>>>>>
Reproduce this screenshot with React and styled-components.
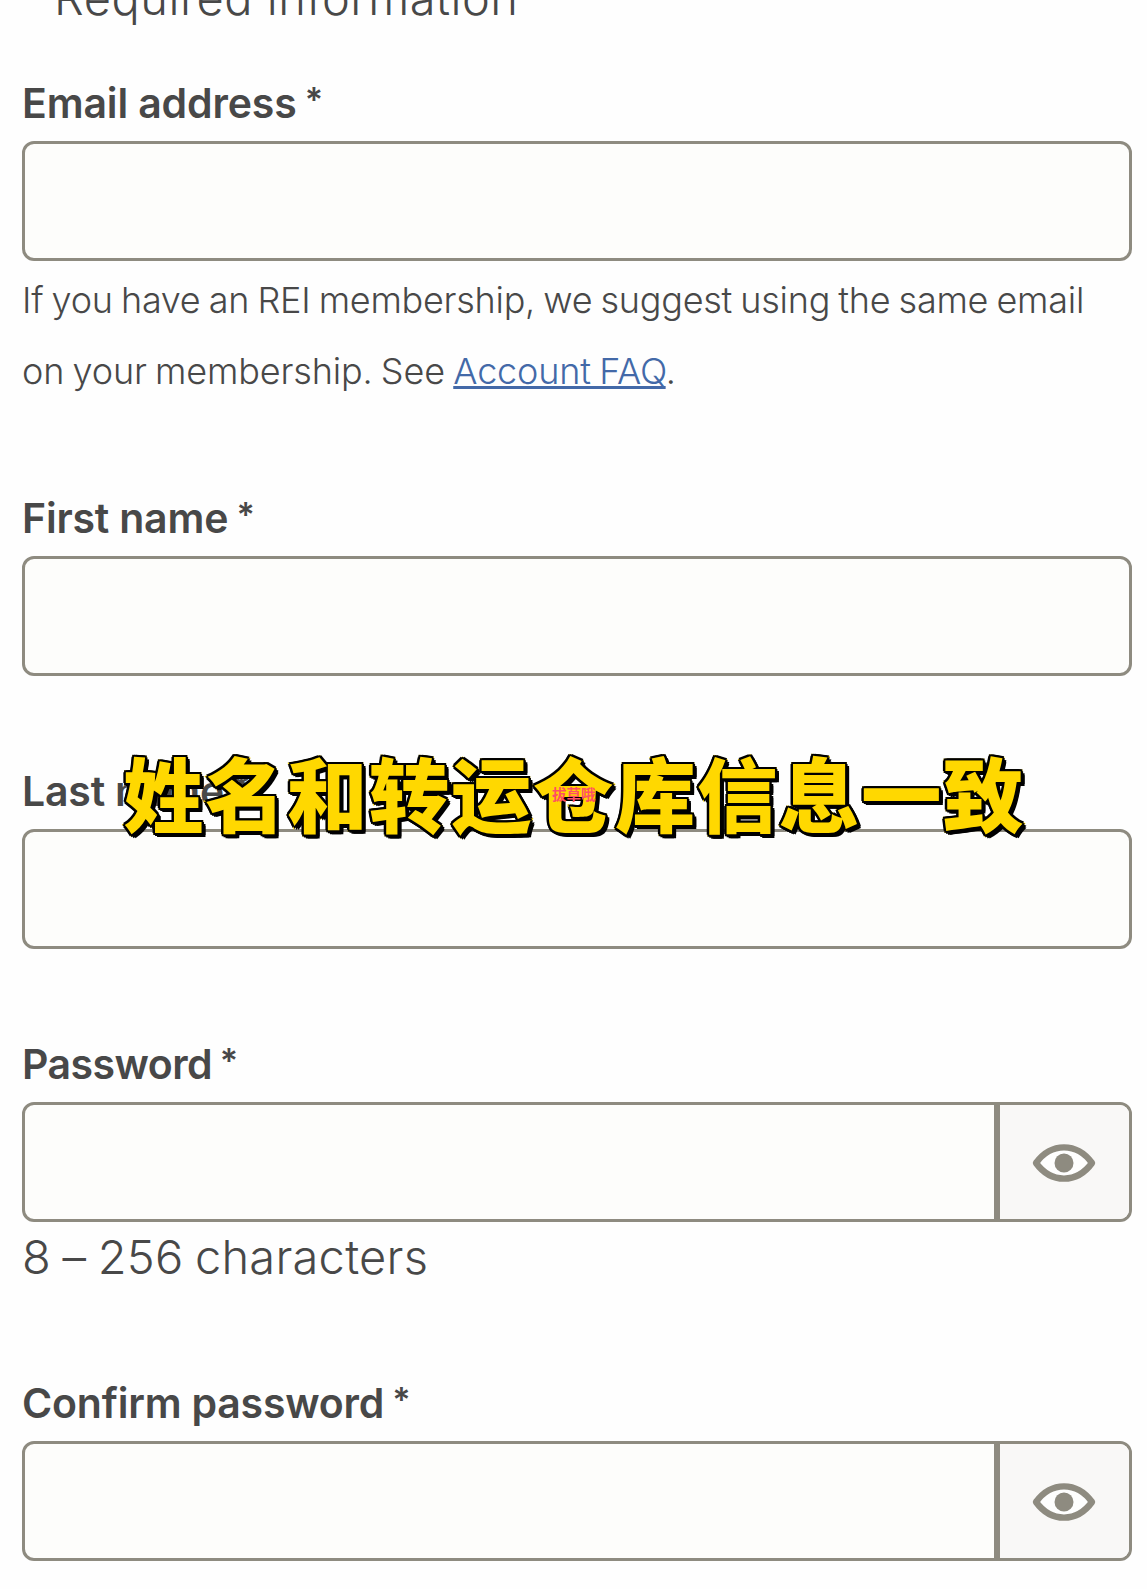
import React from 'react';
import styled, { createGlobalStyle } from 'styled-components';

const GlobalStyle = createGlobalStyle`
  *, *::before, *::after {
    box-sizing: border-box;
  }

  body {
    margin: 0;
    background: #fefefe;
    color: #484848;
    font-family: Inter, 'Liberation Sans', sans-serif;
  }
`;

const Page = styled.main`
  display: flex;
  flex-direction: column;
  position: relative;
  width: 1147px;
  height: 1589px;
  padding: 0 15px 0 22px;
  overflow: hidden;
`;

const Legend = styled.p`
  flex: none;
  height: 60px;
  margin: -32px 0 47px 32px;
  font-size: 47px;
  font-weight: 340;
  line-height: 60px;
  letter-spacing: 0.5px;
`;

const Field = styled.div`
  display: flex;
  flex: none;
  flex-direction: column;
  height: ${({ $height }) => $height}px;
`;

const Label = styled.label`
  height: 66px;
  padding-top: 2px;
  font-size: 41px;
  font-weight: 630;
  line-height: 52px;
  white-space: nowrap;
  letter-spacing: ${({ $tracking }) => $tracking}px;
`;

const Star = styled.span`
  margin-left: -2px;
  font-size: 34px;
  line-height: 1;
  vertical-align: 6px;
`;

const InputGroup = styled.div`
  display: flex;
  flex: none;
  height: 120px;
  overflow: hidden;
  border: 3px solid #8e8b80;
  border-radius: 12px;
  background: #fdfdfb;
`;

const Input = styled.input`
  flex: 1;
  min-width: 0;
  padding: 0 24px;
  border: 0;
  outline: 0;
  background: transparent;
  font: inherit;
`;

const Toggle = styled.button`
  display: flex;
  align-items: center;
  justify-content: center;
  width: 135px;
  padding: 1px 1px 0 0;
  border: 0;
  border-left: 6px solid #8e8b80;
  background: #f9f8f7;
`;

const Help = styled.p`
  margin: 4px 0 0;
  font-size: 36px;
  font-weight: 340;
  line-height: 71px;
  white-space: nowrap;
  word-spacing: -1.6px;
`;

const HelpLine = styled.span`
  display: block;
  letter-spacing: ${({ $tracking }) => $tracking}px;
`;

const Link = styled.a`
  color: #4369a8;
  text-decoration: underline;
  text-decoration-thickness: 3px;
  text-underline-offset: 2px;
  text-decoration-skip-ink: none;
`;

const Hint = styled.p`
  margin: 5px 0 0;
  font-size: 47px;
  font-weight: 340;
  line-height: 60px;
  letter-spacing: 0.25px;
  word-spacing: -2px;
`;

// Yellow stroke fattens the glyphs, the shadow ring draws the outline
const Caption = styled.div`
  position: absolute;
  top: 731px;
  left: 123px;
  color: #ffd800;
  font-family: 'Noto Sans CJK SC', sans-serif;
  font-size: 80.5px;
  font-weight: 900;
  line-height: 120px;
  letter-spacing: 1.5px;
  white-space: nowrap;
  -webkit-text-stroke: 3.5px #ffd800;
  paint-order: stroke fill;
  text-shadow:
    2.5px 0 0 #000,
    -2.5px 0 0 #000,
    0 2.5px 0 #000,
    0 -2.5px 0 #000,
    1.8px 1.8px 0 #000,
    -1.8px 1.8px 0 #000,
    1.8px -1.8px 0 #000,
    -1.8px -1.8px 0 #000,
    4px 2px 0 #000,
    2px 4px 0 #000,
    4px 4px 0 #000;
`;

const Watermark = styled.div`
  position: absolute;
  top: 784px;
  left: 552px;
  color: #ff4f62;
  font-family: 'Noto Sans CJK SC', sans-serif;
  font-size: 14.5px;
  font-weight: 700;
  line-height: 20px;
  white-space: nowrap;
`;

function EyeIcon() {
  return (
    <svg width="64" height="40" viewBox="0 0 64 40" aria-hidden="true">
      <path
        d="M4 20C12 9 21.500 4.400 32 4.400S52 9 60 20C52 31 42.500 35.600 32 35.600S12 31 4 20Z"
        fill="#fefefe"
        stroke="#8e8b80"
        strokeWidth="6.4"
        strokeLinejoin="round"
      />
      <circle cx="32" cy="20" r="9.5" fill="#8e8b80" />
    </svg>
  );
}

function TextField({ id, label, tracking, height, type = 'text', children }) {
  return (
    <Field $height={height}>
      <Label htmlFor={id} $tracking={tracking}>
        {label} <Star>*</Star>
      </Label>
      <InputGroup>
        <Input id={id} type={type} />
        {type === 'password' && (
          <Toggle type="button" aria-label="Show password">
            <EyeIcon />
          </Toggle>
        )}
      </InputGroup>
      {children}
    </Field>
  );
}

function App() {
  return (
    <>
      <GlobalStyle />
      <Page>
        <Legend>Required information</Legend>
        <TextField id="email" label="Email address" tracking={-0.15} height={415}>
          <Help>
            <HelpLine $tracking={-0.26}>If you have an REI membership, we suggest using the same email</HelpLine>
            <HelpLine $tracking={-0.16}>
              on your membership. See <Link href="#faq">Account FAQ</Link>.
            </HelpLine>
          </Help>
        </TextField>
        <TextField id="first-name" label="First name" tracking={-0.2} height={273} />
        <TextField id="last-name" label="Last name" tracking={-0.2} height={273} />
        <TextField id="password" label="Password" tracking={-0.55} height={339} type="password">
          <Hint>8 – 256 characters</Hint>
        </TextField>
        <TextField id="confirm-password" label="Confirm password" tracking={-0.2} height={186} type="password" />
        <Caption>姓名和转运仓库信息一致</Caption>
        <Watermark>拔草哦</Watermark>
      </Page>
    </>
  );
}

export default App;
<<<<<
**What the exercise asks:**
State how many lines of the data include the word "React", with nothing else.

**Exercise solution:**
2